As we have discussed repeatedly as the GOP tax bill has been under debate in the U.S. House and now the Senate, the claim that this is meant in any meaningful way to “help Americans at the low and middle-income level,” is simply not true. Referring again to the nonpartisan Tax Policy Center’s analysis of the House bill, which is the version Tipton is extolling in today’s op-ed, the facts are clear:

The House bill that passed on Thursday could save Trump and his family over $1 billion, per an NBC News analysis. Key provisions like eliminating the alternative minimum tax (which cost Trump $31 million in his leaked 2005 return), ending the estate tax, cutting the top tax rate for pass-through businesses, and raising the top income threshold for individuals, all directly benefit the rich…a growing minority would see a tax increase over the years, especially if temporary provisions in the bill expire. By 2027, the bottom 40 percent of earners would see almost no average change in their tax bill at all versus current law. Nearly half of the bill’s benefits would go to the top 1 percent. [Pols emphasis]

As 9NEWS correctly noted in their comprehensive look at the Senate version of the tax bill, the numbers are even worse with the legislation currently under debate–with over 50% of taxpayers paying more in 2027 than they do today, and the overwhelming majority of the benefits still going to the wealthiest Americans.
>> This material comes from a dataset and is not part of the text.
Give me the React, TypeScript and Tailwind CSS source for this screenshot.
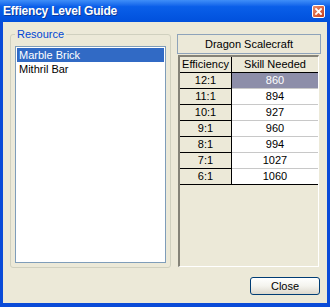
import React from 'react';

const rows: [string, string][] = [
  ['12:1', '860'],
  ['11:1', '894'],
  ['10:1', '927'],
  ['9:1', '960'],
  ['8:1', '994'],
  ['7:1', '1027'],
  ['6:1', '1060'],
];

const App: React.FC = () => {
  return (
    <div className="w-[330px] h-[307px] flex flex-col font-['Liberation_Sans',Arial,sans-serif] text-[11px] text-black select-none">
      {/* title bar */}
      <div className="h-[22px] flex items-center justify-between pl-[3px] pr-[5px] bg-linear-to-b from-[#3f8ef8] via-[#0a5fe9] via-30% to-[#0150dc]">
        <span className="text-white font-bold text-[12px] tracking-[-0.2px] [text-shadow:1px_1px_#0b3a9c]">Effiency Level Guide</span>
        <div className="w-[13px] h-[13px] rounded-[2px] border border-white bg-linear-to-br from-[#ea8d6c] to-[#c43c1a] flex items-center justify-center">
          <svg width="7" height="7" viewBox="0 0 7 7">
            <path d="M1 1 L6 6 M6 1 L1 6" stroke="white" strokeWidth="1.8" strokeLinecap="square" />
          </svg>
        </div>
      </div>

      {/* body */}
      <div className="flex-1 bg-[#ece9d8] border-x-[3px] border-b-[4px] border-[#0a4bd8] flex flex-col">
        <div className="flex pt-[6px] pl-[7px]">
          {/* resource group */}
          <fieldset className="w-[161px] h-[240px] border border-[#d0d0bf] rounded-[3px] px-[4px] pb-[4px] flex flex-col">
            <legend className="px-[2px] text-[#0046d5] leading-[13px]">Resource</legend>
            <div className="mt-[5px] flex-1 bg-white border border-[#7f9db9] p-[1px]">
              <div className="h-[14px] leading-[14px] pl-[2px] bg-[#316ac5] text-white">Marble Brick</div>
              <div className="h-[14px] leading-[14px] pl-[2px]">Mithril Bar</div>
            </div>
          </fieldset>

          {/* right column */}
          <div className="ml-[6px] w-[144px] pt-[6px] flex flex-col">
            <div className="h-[20px] border border-[#8ea3ba] flex items-center justify-center">Dragon Scalecraft</div>
            <div className="mt-[1px] ml-[1px] mr-[2px] h-[212px] border-l-2 border-t-2 border-l-[#858378] border-t-[#858378] border-r border-b border-r-white border-b-white flex flex-col">
              <div className="flex h-[16px]">
                <div className="w-[52px] border-r border-b border-black flex items-center justify-center">Efficiency</div>
                <div className="flex-1 border-b border-black flex items-center justify-center">Skill Needed</div>
              </div>
              {rows.map(([eff, skill], i) => (
                <div key={eff} className="flex h-[16px]">
                  <div className="w-[52px] border-r border-b border-black flex items-center justify-center">{eff}</div>
                  <div
                    className={
                      i === 0
                        ? 'flex-1 border-b border-[#c8c8c8] bg-[#8d8ea9] text-white flex items-center justify-center'
                        : i === rows.length - 1
                        ? 'flex-1 border-b border-black bg-white flex items-center justify-center'
                        : 'flex-1 border-b border-[#c8c8c8] bg-white flex items-center justify-center'
                    }
                  >
                    {skill}
                  </div>
                </div>
              ))}
            </div>
          </div>
        </div>

        <div className="mt-[9px] flex justify-end pr-[7px]">
          <button className="w-[70px] h-[18px] rounded-[3px] border border-[#003c74] bg-linear-to-b from-white via-[#f4f3ee] to-[#dcd8cc] flex items-center justify-center leading-none">
            Close
          </button>
        </div>
      </div>
    </div>
  );
};

export default App;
But no matter which version of the GOP tax bill you look at, Tipton’s claim that “it will help Americans at every tax level, especially Americans at the low and middle-income level” has no factual basis. The only people being “especially” helped by this bill are wealthy individuals and businesses. It’s possible that Scott Tipton, whose net worth in 2014 was estimated somewhere north of $6 million, is far enough out of touch with “middle-income” Americans that he imagines himself to be one.

But he’s not. The majority of voters in Tipton’s district, on the other hand, are.

To whom Scott Tipton just told a whopper of a lie.